▶ [Stored data entries]
■ ■ ■ ■ ■

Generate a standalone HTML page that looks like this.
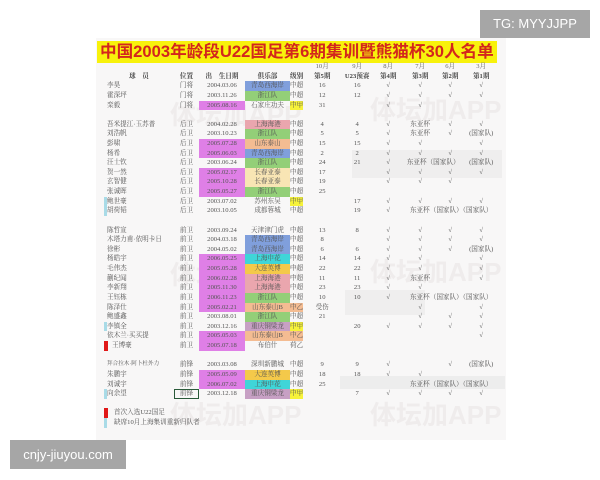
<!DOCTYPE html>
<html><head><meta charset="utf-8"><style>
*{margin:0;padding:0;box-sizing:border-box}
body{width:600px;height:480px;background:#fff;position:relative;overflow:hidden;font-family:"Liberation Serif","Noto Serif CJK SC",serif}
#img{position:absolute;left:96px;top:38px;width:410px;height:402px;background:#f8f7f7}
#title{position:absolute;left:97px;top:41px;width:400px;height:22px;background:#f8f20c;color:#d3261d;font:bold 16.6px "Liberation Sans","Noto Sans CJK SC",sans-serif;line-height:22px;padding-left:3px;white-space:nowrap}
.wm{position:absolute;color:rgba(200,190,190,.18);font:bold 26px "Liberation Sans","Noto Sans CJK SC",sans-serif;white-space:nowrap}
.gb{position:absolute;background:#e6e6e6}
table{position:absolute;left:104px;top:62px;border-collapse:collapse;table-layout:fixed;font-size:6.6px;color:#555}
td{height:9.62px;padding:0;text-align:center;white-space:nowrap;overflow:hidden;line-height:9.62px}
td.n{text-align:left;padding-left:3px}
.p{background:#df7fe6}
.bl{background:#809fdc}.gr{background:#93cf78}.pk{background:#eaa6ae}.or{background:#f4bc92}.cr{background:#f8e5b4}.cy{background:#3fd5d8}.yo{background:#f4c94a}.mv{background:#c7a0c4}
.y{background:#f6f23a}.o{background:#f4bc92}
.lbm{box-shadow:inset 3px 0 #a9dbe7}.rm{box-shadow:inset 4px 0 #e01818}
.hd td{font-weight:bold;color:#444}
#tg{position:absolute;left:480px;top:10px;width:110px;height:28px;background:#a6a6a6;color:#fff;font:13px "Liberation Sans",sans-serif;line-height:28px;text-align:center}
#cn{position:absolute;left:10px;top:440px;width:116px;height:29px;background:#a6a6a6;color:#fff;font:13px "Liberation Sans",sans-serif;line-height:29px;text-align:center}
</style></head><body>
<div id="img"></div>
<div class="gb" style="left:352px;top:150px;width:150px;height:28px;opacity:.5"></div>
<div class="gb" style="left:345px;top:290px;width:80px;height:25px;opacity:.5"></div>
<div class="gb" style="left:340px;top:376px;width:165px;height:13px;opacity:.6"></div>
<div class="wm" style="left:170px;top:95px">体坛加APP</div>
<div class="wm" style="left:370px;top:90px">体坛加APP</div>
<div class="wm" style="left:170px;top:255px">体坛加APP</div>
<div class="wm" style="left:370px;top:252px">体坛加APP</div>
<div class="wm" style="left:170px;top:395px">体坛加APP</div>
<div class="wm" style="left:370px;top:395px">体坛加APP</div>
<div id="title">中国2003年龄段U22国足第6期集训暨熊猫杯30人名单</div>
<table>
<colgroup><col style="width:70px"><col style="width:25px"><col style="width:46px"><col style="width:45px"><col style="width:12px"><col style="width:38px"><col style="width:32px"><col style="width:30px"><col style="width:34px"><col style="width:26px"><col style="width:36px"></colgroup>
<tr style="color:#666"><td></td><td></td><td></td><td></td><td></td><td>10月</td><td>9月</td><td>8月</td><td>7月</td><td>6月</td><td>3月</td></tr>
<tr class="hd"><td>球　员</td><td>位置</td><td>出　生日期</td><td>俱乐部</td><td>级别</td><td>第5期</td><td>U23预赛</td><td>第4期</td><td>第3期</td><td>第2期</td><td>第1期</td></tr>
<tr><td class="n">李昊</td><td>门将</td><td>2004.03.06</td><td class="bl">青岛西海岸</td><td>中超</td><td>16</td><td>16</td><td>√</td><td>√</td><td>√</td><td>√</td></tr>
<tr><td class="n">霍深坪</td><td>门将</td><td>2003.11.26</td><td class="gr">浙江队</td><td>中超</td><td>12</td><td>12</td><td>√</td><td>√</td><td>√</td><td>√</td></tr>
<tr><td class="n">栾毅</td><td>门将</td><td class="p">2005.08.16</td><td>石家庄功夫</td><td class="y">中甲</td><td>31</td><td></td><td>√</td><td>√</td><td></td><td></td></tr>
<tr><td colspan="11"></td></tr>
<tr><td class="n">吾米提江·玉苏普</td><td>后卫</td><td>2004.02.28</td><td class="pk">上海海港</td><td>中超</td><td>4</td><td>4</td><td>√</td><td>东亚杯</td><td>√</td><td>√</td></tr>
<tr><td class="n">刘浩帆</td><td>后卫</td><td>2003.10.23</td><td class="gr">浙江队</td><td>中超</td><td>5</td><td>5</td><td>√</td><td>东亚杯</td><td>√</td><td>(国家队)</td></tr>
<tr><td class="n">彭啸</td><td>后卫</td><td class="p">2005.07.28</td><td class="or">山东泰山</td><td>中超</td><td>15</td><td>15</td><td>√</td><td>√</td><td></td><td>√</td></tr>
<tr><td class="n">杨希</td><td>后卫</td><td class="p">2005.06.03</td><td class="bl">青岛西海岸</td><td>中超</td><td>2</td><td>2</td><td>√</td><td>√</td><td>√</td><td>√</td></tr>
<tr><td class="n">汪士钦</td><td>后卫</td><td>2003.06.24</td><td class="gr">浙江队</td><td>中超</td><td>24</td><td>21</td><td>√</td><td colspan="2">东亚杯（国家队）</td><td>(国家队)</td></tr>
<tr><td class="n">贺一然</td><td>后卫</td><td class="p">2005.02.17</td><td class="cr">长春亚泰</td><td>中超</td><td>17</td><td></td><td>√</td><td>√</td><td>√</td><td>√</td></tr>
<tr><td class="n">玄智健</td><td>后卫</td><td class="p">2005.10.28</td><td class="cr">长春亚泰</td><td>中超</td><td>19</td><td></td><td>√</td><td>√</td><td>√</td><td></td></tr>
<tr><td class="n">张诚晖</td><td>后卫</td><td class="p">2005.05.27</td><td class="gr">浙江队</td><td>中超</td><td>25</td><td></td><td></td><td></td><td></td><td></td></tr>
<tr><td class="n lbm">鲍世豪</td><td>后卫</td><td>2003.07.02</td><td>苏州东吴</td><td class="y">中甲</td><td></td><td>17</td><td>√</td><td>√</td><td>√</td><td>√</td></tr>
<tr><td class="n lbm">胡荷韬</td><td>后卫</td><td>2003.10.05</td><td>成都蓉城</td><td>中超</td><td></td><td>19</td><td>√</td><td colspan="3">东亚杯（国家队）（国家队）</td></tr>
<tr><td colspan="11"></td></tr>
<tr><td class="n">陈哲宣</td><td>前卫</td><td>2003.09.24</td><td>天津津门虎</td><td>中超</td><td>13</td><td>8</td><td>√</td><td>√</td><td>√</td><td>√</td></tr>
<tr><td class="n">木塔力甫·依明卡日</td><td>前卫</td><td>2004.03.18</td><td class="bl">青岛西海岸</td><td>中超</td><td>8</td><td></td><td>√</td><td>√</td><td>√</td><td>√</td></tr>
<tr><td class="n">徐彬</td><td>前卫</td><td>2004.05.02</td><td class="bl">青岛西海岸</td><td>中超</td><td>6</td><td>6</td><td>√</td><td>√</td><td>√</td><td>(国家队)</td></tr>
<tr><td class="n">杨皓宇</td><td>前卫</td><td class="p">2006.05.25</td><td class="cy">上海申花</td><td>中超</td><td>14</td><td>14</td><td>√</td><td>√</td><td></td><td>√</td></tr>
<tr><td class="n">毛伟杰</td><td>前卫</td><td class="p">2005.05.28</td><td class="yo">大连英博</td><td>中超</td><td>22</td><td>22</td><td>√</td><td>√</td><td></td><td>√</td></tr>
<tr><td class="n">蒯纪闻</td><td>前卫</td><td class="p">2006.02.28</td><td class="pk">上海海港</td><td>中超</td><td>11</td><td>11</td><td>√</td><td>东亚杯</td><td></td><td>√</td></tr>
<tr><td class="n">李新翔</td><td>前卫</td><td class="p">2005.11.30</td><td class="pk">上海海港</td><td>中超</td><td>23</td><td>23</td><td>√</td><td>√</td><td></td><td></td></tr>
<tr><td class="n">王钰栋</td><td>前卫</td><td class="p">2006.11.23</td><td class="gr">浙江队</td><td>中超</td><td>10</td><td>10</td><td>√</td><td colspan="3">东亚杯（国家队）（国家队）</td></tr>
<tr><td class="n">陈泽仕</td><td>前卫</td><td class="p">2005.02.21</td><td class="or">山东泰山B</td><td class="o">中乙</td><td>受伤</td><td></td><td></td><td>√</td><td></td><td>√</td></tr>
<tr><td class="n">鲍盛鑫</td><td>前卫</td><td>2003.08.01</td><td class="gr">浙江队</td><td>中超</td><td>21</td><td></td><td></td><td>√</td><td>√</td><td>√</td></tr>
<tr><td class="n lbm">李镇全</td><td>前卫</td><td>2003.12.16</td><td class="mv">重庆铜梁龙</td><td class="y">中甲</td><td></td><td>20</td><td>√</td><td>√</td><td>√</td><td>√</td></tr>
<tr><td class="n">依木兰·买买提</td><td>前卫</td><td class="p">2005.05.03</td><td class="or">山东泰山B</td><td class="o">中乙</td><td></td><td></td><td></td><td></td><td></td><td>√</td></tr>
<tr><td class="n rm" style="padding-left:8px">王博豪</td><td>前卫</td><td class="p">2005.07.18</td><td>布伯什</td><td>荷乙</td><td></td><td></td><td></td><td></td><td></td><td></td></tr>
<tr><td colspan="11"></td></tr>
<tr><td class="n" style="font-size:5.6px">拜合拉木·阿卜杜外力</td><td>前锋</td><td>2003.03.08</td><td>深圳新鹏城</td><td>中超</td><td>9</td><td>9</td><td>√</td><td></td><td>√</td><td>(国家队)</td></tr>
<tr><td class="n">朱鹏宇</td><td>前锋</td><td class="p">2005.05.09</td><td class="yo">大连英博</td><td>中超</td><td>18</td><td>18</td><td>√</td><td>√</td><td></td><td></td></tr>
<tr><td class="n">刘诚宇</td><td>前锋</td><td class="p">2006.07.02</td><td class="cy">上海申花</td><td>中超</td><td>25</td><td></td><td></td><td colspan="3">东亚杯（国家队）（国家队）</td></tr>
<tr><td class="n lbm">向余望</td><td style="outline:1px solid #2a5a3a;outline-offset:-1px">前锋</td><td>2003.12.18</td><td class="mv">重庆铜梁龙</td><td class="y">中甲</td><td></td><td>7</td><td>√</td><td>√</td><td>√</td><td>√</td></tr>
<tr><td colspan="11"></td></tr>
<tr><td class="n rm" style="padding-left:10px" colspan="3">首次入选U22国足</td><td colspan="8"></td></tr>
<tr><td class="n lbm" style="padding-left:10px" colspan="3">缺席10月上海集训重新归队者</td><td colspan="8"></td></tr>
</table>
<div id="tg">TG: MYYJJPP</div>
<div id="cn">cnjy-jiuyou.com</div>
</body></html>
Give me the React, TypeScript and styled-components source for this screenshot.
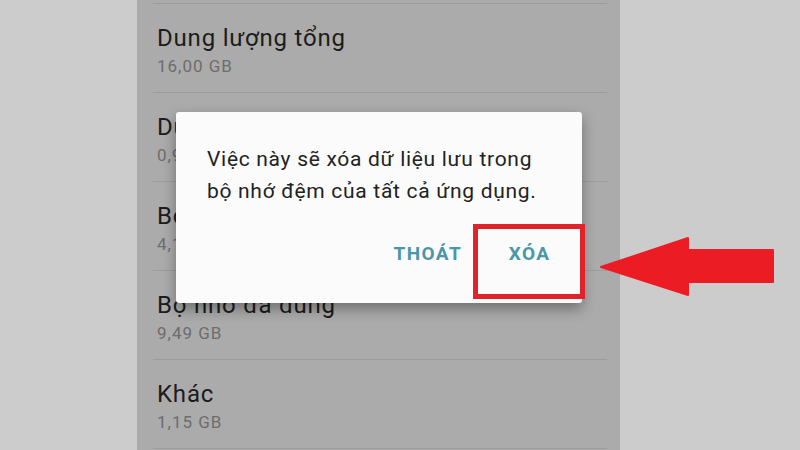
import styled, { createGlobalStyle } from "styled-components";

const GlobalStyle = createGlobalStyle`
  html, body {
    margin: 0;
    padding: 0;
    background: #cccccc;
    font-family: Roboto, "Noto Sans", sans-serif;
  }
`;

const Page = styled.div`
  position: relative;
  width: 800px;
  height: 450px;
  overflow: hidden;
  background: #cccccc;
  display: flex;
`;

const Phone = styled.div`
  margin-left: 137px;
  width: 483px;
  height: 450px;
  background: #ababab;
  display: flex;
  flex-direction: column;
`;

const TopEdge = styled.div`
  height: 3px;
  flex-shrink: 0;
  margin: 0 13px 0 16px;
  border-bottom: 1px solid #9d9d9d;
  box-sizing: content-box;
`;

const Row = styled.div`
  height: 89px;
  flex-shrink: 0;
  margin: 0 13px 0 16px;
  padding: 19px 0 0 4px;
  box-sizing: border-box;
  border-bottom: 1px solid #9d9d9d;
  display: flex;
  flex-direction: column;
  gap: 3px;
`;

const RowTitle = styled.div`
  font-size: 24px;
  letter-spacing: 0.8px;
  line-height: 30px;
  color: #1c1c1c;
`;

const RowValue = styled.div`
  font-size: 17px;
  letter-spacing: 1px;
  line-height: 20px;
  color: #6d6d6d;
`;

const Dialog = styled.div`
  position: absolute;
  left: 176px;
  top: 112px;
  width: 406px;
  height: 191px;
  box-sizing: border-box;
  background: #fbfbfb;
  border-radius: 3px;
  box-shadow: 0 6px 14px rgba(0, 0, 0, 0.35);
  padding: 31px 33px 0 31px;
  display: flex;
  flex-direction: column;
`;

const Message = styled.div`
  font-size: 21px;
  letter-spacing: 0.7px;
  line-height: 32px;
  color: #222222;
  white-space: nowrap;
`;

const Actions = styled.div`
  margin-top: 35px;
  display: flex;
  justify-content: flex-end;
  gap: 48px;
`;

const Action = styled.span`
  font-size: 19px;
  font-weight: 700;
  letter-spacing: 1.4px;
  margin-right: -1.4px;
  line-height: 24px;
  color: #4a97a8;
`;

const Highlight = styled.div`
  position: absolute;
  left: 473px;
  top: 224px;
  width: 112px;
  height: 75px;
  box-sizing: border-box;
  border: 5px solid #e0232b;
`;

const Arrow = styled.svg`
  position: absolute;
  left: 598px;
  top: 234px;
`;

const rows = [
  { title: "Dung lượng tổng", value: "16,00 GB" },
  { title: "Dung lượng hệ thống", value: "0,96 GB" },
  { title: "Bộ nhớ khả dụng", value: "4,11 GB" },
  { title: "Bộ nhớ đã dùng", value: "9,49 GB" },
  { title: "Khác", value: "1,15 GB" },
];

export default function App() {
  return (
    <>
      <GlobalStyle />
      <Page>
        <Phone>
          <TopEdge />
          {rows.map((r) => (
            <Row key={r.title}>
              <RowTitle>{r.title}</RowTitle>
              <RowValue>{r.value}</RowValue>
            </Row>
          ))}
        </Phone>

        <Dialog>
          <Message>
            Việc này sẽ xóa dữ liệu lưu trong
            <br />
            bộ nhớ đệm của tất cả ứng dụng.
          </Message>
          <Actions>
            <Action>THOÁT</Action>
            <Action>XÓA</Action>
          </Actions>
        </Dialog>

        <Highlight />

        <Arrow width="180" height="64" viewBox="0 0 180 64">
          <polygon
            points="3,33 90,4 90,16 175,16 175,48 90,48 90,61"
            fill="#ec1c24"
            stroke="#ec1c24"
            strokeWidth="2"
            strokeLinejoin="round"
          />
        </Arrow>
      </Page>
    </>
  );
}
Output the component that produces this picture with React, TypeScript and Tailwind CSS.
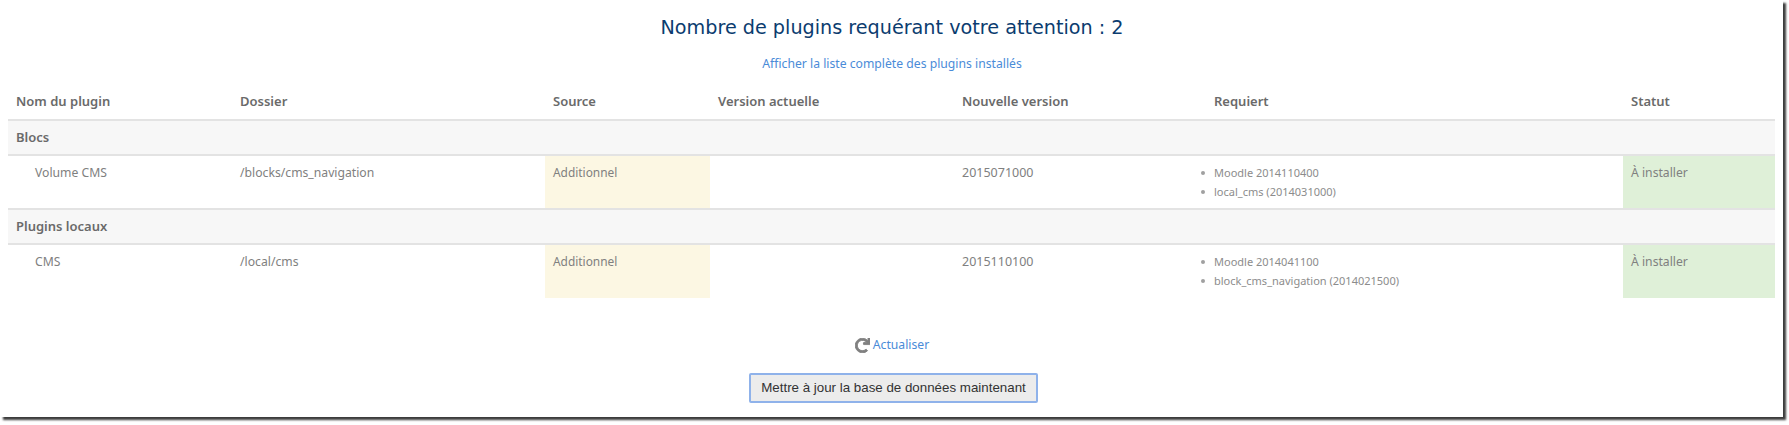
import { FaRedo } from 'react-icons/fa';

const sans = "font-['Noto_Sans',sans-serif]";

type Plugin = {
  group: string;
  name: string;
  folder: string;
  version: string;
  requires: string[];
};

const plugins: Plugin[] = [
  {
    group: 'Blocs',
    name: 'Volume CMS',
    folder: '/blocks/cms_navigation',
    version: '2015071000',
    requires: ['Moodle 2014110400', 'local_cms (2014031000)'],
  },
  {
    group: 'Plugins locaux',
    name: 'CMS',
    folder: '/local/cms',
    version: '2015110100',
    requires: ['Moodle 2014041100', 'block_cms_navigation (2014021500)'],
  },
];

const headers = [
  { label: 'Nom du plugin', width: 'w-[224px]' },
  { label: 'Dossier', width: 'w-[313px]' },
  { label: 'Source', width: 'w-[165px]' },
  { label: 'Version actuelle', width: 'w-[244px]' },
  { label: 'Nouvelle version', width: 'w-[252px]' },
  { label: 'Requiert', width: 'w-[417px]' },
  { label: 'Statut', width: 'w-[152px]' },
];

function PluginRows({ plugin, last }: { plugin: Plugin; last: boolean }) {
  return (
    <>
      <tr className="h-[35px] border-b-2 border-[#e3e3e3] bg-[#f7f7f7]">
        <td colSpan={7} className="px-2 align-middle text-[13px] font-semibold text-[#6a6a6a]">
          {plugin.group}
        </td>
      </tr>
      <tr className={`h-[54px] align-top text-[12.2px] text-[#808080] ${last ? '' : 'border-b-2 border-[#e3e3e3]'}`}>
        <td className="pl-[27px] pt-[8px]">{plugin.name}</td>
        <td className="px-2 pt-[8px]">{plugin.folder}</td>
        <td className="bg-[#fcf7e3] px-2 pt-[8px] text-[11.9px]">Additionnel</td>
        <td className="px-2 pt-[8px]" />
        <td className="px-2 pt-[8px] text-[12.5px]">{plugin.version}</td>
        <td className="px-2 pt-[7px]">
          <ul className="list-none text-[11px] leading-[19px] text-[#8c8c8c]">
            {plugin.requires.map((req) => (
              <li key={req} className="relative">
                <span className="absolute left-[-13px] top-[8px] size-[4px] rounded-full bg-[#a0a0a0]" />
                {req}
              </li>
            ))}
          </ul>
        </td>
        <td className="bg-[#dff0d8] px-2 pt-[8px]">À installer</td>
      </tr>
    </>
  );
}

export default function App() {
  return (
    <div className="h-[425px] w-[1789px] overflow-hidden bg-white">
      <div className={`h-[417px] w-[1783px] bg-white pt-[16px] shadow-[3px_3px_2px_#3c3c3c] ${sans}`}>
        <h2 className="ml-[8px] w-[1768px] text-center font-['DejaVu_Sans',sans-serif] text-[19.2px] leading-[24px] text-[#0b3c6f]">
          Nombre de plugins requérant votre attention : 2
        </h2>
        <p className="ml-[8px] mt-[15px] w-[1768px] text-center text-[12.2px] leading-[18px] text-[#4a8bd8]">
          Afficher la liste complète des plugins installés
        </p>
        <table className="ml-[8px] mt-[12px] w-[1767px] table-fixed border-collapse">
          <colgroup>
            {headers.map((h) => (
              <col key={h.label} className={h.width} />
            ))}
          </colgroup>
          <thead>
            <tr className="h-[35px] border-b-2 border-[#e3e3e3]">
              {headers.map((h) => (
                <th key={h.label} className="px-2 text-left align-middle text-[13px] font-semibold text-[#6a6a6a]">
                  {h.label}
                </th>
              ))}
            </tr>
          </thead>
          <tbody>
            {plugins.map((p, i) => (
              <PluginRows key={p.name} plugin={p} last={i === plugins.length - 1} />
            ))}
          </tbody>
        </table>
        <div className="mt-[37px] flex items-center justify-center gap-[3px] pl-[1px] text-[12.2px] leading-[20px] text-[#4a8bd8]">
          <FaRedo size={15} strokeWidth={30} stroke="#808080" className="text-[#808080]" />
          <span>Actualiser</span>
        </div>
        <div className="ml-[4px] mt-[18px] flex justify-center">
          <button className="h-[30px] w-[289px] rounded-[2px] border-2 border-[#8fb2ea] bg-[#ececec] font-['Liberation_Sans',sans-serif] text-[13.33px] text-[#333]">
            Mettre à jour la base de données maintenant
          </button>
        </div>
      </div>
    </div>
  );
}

■ ■ ■ ■ ■

▶ [WHAT TO DO] Collect, from the material above, every line containing the word "TypeScript".

▶ [COMPLETE OUTPUT]
Give me the React, TypeScript and styled-components source for this screenshot.
Output the component that produces this picture with React, TypeScript and Tailwind CSS.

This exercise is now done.